NYC Corners & Bricks (AA Thesis 08-09)
»The corner is the point where space begins and ends, the birth and death of space...«
A 170m tall loadbearing brick skyscraper hotel is proposed, which is to tower above West St in the south-western corner of Manhattan.
An initial study of Philip Johnson's iconic Glass House yields the
notion of the corner as spatial generator. The Glass House is read as a
temple of corners, a building in which space is born and dies in the
corner, and in which Johnson placed his own death bed. Through a series
of collages, the architect's final day in the building is depicted. An accompanying
manifesto states that the predominant »global« iconicity of simple formal moves applied throughout a building (e.g. the twisting of a tower) should give
way to the more complex »local« iconicity of a string of corners: the end result is
to be a building in which we walk from corner to corner, from the death
of one space into the birth of another.
A formal study of the corner as the point where space can be modulated leads to a series of digital and physical models, showing the new possibilities that open up when the focus is shifted from generic surface to iconic corner point.

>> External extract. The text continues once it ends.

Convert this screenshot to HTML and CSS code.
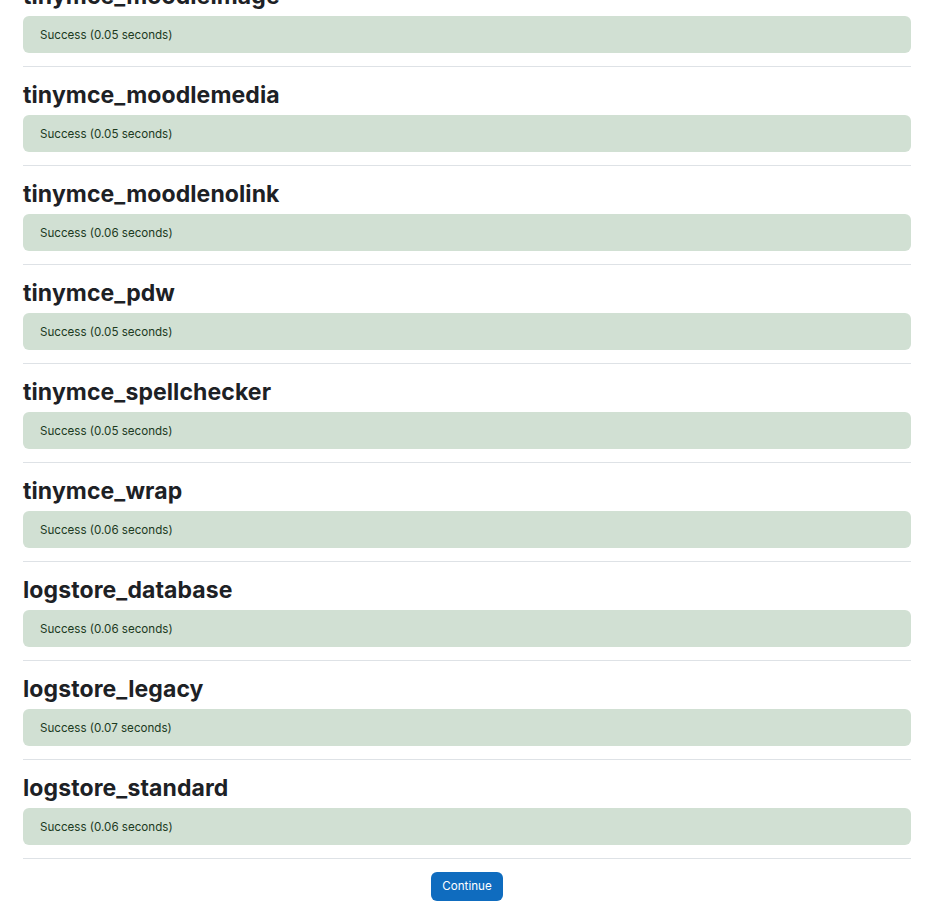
FILE: index.html
```html
<!DOCTYPE html>
<html lang="en">
<head>
    <meta charset="UTF-8">
    <title>Upgrading plugins</title>
    <link rel="stylesheet" href="styles.css">
</head>
<body>
    <div class="page">
        <div class="plugin">
            <h3>tinymce_moodleimage</h3>
            <div class="alert-success">Success (0.05 seconds)</div>
        </div>
        <div class="plugin">
            <h3>tinymce_moodlemedia</h3>
            <div class="alert-success">Success (0.05 seconds)</div>
        </div>
        <div class="plugin">
            <h3>tinymce_moodlenolink</h3>
            <div class="alert-success">Success (0.06 seconds)</div>
        </div>
        <div class="plugin">
            <h3>tinymce_pdw</h3>
            <div class="alert-success">Success (0.05 seconds)</div>
        </div>
        <div class="plugin">
            <h3>tinymce_spellchecker</h3>
            <div class="alert-success">Success (0.05 seconds)</div>
        </div>
        <div class="plugin">
            <h3>tinymce_wrap</h3>
            <div class="alert-success">Success (0.06 seconds)</div>
        </div>
        <div class="plugin">
            <h3>logstore_database</h3>
            <div class="alert-success">Success (0.06 seconds)</div>
        </div>
        <div class="plugin">
            <h3>logstore_legacy</h3>
            <div class="alert-success">Success (0.07 seconds)</div>
        </div>
        <div class="plugin">
            <h3>logstore_standard</h3>
            <div class="alert-success">Success (0.06 seconds)</div>
        </div>

        <div class="buttons">
            <button type="button">Continue</button>
        </div>
    </div>
</body>
</html>
```

FILE: styles.css
```css
:root {
    --text-color: #1d2125;
    --border-color: #dee2e6;
    --success-bg: #d1e0d3;
    --success-text: #1c3a1e;
    --primary-color: #0f6cbf;
}

* {
    margin: 0;
    padding: 0;
    box-sizing: border-box;
}

body {
    font-family: Inter, 'Liberation Sans', sans-serif;
    color: var(--text-color);
    background-color: white;
}

.page {
    width: 888px;
    margin: -18px 0 0 23px;
}

.plugin {
    border-bottom: 1px solid var(--border-color);
    padding-bottom: 13px;
    margin-bottom: 14px;
}

h3 {
    font-size: 23px;
    font-weight: 700;
    line-height: 27px;
    padding-top: 1px;
    margin-bottom: 6px;
    letter-spacing: 0.1px;
}

.alert-success {
    background-color: var(--success-bg);
    color: var(--success-text);
    border-radius: 6px;
    padding: 10px 17px 8px;
    font-size: 11.6px;
    line-height: 19px;
}

.buttons {
    display: flex;
    justify-content: center;
}

button {
    background-color: var(--primary-color);
    color: white;
    border: none;
    border-radius: 6px;
    font-family: inherit;
    font-size: 11.6px;
    line-height: 16px;
    padding: 6px 11px 7px;
    margin-top: -1px;
    cursor: pointer;
}
```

The fabulous renders of Hugh Ferriss, depicting the restraints and opportunities of New York City's 1916 zoning laws (which called for setbacks that amplified the number of corners in modern skyscrapers, and gave birth to the famous ziggurat silhouettes of Manhattan's skyline towers) is used as a starting point to derive the final form of the building.

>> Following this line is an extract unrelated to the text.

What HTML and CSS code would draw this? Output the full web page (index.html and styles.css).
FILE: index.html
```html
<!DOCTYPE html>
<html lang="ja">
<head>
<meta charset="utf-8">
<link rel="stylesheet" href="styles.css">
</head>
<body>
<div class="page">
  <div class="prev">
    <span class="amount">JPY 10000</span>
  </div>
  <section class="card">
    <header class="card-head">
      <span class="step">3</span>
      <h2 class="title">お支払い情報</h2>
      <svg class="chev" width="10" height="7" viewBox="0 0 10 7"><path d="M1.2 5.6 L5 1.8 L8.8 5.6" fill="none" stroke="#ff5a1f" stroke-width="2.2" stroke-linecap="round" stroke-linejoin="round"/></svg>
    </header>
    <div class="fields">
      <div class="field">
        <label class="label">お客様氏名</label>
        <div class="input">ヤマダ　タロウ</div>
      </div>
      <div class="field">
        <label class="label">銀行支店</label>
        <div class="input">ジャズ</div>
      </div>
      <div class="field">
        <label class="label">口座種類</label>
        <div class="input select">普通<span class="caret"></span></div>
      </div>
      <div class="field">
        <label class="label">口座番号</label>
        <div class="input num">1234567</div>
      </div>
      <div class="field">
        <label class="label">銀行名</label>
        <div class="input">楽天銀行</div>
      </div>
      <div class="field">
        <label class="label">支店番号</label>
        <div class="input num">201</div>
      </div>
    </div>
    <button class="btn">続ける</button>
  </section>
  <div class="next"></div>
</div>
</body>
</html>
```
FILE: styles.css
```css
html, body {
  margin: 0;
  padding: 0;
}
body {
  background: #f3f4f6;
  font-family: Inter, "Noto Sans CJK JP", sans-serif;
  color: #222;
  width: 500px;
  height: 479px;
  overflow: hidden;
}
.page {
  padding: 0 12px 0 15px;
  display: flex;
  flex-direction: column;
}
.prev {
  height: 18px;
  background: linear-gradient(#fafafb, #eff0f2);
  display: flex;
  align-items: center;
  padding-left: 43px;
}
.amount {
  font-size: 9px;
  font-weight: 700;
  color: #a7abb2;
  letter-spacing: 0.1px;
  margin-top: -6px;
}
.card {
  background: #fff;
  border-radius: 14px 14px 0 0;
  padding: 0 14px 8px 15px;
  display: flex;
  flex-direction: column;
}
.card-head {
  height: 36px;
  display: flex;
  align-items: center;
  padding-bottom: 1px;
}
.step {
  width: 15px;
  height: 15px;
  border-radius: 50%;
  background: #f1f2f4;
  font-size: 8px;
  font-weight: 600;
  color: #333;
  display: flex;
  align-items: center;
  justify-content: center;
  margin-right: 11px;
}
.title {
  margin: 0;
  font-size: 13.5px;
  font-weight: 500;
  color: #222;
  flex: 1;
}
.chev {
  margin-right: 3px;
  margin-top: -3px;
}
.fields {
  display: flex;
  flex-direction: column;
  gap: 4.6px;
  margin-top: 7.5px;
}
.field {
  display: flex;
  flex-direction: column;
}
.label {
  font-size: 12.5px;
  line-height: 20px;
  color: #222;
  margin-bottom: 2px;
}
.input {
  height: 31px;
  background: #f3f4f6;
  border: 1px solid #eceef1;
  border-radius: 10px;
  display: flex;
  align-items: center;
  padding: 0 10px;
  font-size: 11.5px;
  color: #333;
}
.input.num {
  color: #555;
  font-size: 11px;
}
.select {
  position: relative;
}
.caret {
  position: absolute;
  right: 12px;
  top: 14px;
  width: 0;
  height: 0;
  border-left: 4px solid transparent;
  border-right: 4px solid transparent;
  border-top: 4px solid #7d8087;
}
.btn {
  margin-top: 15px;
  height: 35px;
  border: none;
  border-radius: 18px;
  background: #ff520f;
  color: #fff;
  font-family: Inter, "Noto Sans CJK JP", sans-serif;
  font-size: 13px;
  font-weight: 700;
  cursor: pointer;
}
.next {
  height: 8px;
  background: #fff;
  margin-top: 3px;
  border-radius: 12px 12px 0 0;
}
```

Brick is chosen as a modular material that »packs« the building full of corners. (A loadbearing brick building at this scale has never been built; Chicago's Monadnock Building from the 1890s is the nearest contender, at 60m or 1/3 of the height. The main implication of this tectonic choice is that the walls become very thick at the base of the building: up to five meters. However, this also creates unprecedented opportunities for the implementation of new corner geometries within the massive brick structure.) The exterior corners are heavily inflected to create an ambiguous effect, almost as if the building has no corners, whereas the interior is kept strictly orthogonal: an overload of corners.

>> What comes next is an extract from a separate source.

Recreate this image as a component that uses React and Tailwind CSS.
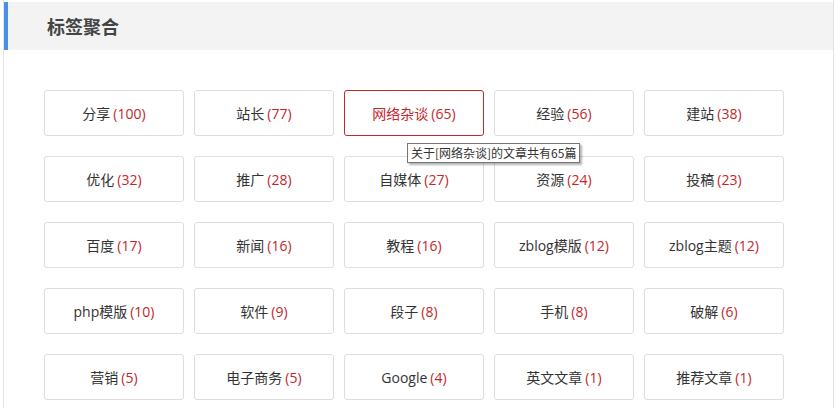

A script is written that allows proliferation of bricks along a surface
and individual modulation of the brick walls. Initial renders and
physical models show the possibilities of the material choice.
Final drawings and renders of this new iconic brick skyscraper comprise a walkthrough from the poché space of the lobby, via the winding circulation paths, and through to the guest rooms, all derived from and controlled by corner modulations, and brought alive by different brick articulations.